■ **AIM OF THE EXERCISE**
Using the material below, copy every line where "index" appears.

■ **RECORDS PROVIDED**
** Start **

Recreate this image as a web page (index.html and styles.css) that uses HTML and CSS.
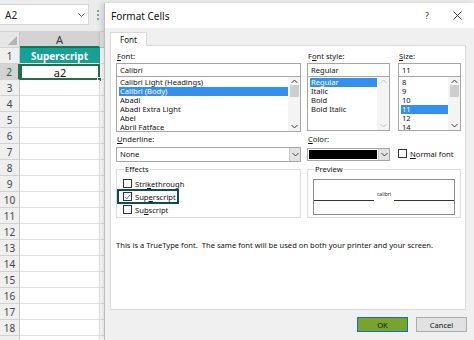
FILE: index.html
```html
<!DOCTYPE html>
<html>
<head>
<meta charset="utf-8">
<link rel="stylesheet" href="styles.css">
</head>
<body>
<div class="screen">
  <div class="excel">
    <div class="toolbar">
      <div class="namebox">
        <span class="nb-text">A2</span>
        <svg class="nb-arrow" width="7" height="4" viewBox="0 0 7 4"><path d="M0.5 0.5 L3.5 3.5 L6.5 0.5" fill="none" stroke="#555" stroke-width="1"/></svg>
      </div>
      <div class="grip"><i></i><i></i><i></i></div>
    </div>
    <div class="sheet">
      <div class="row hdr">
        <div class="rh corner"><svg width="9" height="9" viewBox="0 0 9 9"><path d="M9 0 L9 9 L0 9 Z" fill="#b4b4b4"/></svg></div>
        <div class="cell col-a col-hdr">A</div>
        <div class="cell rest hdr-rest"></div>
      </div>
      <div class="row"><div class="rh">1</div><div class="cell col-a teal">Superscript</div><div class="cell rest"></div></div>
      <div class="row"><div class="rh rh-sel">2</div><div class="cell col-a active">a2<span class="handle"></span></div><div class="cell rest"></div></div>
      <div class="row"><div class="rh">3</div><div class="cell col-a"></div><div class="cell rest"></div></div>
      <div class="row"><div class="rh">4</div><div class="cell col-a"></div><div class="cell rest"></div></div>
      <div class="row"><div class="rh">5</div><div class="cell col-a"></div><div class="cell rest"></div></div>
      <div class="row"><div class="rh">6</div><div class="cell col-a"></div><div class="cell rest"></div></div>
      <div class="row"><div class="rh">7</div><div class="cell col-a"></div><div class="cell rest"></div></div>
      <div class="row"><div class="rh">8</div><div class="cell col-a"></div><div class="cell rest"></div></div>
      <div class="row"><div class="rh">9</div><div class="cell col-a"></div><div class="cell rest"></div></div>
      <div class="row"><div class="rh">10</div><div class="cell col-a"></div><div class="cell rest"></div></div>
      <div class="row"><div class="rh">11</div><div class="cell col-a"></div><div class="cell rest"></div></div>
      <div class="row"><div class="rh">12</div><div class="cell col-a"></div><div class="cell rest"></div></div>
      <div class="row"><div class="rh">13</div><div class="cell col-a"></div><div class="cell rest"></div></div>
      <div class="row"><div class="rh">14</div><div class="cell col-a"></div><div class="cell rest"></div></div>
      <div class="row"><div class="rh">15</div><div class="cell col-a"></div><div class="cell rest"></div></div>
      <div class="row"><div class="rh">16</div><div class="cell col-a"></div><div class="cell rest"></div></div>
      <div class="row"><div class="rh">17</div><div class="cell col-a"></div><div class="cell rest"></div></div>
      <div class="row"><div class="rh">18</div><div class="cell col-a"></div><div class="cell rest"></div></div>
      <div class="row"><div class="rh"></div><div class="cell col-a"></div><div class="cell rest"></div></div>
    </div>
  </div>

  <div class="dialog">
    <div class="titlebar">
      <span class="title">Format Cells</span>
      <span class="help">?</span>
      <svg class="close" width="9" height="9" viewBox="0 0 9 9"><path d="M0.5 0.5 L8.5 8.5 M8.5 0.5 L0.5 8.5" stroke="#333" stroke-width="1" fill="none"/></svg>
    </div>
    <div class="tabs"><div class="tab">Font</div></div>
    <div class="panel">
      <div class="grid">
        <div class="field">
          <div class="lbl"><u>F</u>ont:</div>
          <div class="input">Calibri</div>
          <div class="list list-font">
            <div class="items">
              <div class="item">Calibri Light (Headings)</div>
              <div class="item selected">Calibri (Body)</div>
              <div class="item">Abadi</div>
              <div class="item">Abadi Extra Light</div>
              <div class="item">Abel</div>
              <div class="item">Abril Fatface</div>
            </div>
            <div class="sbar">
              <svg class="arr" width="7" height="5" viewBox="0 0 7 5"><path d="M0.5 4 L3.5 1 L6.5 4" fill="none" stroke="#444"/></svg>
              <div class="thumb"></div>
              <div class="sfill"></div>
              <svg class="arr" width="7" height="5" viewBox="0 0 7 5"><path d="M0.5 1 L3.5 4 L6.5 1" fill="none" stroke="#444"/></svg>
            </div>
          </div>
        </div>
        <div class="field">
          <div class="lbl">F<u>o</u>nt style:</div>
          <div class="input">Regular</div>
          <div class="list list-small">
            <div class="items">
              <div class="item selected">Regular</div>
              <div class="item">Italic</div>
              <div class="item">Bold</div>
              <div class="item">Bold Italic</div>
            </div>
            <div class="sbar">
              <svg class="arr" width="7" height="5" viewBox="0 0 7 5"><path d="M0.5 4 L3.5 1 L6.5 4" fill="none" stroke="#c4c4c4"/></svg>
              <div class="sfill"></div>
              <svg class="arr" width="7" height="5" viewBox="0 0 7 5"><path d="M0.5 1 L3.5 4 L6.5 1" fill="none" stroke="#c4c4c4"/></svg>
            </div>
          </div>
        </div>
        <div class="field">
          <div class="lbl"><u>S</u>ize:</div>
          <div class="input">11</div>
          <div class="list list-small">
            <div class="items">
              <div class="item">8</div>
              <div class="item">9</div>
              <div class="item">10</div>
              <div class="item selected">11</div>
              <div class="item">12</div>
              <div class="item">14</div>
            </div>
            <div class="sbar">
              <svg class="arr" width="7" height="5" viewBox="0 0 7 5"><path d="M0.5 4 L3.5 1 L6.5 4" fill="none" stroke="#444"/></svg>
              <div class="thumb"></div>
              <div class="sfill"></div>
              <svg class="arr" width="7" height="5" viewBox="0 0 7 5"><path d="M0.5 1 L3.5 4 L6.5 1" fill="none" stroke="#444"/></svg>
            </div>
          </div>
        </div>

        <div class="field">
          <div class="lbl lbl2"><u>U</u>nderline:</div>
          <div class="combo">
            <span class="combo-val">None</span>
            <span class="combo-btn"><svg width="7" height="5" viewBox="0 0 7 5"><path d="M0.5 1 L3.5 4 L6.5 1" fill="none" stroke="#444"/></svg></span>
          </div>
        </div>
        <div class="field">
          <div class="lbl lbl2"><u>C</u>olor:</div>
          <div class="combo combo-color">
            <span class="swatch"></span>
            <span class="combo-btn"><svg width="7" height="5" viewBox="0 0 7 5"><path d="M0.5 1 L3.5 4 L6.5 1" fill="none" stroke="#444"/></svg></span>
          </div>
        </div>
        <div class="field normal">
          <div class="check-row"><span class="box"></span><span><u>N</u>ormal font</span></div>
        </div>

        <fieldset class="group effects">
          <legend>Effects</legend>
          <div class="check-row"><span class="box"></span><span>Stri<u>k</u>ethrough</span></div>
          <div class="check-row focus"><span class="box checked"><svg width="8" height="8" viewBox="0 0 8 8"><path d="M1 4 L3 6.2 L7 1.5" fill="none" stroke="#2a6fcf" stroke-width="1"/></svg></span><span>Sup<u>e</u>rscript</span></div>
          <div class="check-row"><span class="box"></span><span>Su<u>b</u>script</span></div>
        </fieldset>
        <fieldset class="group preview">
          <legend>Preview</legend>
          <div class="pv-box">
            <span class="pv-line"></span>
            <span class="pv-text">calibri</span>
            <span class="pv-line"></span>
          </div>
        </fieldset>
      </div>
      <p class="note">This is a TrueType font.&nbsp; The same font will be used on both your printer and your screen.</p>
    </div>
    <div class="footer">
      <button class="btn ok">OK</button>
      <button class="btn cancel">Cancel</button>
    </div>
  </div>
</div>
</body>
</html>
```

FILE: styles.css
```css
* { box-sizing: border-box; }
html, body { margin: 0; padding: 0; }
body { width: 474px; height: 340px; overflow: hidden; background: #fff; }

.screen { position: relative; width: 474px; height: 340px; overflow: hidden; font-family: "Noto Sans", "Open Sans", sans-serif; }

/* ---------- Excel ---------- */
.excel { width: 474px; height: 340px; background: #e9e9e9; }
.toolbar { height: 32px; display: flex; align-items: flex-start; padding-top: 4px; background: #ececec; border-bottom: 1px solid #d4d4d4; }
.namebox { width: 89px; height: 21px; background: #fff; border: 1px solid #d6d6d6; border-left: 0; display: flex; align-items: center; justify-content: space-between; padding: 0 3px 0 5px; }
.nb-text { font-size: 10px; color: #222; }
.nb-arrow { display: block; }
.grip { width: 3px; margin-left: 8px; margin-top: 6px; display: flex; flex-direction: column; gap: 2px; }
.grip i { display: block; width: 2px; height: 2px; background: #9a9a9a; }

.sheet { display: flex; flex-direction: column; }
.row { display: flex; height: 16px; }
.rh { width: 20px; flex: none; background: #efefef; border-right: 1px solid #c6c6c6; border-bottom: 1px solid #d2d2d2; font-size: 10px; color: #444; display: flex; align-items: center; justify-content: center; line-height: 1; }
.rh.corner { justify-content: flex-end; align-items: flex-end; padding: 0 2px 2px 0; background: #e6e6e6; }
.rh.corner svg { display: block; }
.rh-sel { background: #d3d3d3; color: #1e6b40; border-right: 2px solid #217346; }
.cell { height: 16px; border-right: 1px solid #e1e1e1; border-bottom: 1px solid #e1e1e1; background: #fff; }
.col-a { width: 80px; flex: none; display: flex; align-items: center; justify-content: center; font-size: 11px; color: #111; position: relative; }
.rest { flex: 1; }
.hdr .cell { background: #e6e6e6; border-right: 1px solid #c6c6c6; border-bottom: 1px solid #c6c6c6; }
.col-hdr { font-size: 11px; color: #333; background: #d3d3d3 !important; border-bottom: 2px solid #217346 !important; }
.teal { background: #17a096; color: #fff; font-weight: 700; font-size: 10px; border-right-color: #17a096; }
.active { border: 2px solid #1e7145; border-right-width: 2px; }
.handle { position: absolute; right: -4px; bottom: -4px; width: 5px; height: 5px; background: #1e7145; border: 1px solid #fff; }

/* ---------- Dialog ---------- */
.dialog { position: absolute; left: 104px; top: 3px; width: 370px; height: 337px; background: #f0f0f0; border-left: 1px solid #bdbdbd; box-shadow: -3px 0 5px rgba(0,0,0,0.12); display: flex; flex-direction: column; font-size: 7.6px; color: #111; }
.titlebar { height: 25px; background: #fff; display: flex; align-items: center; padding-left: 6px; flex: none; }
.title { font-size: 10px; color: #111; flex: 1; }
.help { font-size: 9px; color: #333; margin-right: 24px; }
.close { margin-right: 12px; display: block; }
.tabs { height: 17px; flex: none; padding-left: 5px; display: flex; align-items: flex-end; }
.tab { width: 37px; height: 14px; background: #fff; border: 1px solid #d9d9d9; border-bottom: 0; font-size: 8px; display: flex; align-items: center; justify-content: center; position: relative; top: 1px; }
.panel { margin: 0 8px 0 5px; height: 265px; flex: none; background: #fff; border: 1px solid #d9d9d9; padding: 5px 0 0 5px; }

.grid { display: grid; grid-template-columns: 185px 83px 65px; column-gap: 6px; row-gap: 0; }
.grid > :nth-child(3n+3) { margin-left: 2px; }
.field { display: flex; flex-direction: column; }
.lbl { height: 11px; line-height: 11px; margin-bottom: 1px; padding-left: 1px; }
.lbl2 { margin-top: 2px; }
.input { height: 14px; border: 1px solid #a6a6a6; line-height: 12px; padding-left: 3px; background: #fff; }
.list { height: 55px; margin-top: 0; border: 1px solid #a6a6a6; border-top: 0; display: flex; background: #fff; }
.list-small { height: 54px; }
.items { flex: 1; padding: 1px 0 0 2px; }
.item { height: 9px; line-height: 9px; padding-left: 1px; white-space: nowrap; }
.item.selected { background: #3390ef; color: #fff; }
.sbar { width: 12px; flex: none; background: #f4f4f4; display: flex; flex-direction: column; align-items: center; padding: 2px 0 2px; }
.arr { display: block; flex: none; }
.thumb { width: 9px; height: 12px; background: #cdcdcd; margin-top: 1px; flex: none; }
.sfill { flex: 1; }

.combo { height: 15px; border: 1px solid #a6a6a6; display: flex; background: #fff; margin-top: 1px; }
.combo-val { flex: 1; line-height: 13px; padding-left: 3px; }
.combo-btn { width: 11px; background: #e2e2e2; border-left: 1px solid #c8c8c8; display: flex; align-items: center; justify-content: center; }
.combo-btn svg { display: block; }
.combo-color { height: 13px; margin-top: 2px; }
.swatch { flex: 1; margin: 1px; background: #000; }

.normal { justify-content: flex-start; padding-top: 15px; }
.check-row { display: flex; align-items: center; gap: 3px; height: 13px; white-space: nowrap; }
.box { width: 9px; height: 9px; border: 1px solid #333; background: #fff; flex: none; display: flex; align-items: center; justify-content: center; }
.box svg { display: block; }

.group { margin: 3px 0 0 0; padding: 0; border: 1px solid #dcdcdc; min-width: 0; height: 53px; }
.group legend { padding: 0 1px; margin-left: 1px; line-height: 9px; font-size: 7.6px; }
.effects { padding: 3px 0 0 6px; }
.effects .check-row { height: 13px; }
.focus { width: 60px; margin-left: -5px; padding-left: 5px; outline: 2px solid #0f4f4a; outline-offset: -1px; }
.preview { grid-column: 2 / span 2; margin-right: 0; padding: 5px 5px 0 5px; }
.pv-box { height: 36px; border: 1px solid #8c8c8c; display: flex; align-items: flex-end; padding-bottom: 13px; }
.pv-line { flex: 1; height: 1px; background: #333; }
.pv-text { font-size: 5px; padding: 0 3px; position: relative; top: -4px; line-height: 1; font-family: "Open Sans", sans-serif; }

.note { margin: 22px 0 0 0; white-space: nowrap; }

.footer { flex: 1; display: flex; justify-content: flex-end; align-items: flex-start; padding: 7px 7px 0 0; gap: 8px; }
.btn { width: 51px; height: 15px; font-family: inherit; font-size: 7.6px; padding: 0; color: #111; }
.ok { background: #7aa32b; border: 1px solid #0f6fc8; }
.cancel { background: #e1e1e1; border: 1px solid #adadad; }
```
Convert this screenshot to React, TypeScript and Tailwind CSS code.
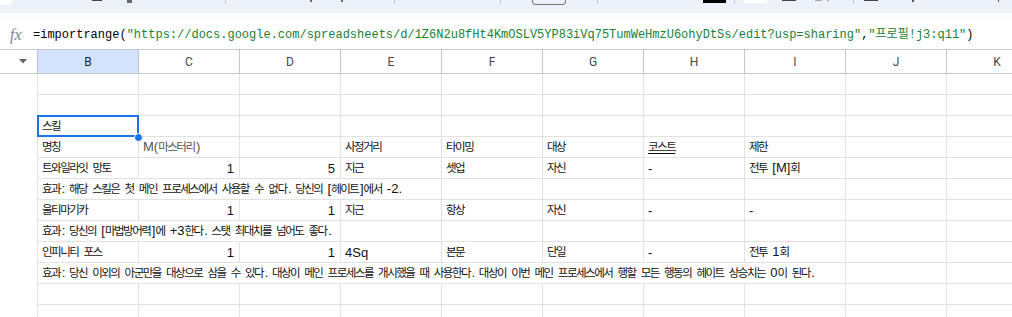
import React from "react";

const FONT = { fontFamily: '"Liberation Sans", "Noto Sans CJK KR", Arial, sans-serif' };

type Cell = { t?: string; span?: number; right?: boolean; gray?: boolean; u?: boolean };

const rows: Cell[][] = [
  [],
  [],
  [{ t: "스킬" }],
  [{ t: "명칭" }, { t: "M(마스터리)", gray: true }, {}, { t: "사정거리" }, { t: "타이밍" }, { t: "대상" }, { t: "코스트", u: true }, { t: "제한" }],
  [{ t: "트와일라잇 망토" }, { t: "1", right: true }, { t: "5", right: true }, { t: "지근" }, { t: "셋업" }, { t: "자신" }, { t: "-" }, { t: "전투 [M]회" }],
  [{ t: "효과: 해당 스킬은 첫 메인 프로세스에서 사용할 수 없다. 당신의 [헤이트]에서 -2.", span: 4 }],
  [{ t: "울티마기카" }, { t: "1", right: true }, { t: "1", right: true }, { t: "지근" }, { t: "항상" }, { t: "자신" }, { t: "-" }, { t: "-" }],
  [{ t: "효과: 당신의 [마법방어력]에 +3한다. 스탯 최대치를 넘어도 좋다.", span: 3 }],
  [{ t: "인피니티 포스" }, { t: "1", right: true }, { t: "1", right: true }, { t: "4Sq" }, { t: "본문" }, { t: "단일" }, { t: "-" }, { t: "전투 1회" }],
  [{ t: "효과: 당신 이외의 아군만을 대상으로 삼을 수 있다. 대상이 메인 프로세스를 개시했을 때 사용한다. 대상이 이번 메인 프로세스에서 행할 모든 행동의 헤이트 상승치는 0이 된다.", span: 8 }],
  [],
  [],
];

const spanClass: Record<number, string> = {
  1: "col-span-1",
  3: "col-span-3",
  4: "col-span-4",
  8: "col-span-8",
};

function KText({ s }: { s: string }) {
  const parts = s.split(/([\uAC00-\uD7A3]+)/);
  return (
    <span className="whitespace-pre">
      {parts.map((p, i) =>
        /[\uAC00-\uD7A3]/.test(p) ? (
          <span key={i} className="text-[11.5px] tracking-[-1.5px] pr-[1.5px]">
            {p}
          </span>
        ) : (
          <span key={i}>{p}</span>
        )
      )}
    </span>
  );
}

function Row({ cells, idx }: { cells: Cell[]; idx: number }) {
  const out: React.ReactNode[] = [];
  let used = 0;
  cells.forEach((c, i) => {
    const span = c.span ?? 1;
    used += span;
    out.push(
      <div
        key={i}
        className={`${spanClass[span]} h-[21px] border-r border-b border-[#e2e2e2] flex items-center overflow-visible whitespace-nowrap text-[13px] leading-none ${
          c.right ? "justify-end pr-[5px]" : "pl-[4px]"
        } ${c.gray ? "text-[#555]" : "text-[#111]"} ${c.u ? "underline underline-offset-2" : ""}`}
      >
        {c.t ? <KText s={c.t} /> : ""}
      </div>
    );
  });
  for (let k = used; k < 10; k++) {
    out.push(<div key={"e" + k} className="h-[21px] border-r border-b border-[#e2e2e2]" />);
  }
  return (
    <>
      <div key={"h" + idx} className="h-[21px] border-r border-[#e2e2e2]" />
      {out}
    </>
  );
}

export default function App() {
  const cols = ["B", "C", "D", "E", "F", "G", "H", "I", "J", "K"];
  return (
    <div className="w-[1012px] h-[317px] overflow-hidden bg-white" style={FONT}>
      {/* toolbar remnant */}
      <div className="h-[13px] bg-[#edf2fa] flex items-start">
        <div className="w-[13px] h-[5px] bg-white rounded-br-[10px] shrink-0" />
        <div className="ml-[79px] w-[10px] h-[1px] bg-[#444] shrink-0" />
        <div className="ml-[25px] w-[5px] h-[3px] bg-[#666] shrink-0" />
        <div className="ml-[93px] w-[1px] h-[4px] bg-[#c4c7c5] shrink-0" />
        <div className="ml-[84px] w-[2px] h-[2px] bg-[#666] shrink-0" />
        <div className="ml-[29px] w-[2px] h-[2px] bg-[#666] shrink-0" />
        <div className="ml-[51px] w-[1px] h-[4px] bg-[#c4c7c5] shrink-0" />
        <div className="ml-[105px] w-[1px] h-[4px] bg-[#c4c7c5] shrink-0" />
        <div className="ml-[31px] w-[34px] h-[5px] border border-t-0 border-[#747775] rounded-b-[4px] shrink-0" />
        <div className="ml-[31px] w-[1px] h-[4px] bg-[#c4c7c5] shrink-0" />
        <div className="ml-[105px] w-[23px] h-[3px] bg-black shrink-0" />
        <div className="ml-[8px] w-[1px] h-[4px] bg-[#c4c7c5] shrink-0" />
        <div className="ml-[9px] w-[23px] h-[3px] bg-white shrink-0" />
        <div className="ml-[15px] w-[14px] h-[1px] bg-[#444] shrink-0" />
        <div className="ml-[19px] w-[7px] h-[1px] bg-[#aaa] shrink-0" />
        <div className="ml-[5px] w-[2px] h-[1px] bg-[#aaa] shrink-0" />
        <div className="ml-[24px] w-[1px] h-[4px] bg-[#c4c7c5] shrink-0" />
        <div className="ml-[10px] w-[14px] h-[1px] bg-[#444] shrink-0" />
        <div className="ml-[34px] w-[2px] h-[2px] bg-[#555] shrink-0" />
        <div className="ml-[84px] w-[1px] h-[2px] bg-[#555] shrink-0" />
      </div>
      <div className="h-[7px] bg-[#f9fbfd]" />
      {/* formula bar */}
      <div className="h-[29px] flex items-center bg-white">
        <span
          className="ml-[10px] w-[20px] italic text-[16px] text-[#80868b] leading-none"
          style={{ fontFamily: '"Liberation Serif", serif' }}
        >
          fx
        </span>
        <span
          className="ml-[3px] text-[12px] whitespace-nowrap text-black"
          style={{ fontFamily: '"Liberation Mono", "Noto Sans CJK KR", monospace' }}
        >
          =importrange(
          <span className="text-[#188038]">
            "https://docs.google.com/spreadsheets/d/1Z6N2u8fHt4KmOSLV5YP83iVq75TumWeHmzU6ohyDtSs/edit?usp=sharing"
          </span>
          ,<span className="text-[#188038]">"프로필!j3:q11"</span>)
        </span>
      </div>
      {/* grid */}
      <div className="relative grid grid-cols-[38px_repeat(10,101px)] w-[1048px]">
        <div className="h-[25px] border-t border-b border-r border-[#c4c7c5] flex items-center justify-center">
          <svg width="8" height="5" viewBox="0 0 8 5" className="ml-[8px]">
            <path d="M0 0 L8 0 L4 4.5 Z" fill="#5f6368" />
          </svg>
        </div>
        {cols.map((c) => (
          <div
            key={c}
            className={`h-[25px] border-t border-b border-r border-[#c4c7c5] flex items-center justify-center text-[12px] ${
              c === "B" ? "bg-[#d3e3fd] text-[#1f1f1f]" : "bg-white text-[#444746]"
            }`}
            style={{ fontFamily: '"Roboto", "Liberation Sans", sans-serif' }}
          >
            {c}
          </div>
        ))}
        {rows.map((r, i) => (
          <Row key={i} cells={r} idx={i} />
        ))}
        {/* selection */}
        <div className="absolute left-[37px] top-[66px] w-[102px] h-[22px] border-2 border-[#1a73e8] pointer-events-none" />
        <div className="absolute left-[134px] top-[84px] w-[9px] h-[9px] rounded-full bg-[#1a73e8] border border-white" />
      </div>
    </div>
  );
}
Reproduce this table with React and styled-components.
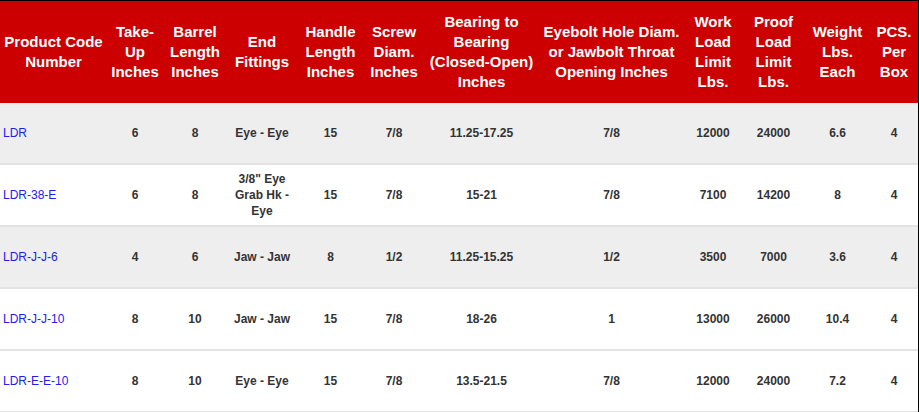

** End **

■ **RESULT OF THE TASK**
Recreate this image as a web page (index.html and styles.css) that uses HTML and CSS.
FILE: index.html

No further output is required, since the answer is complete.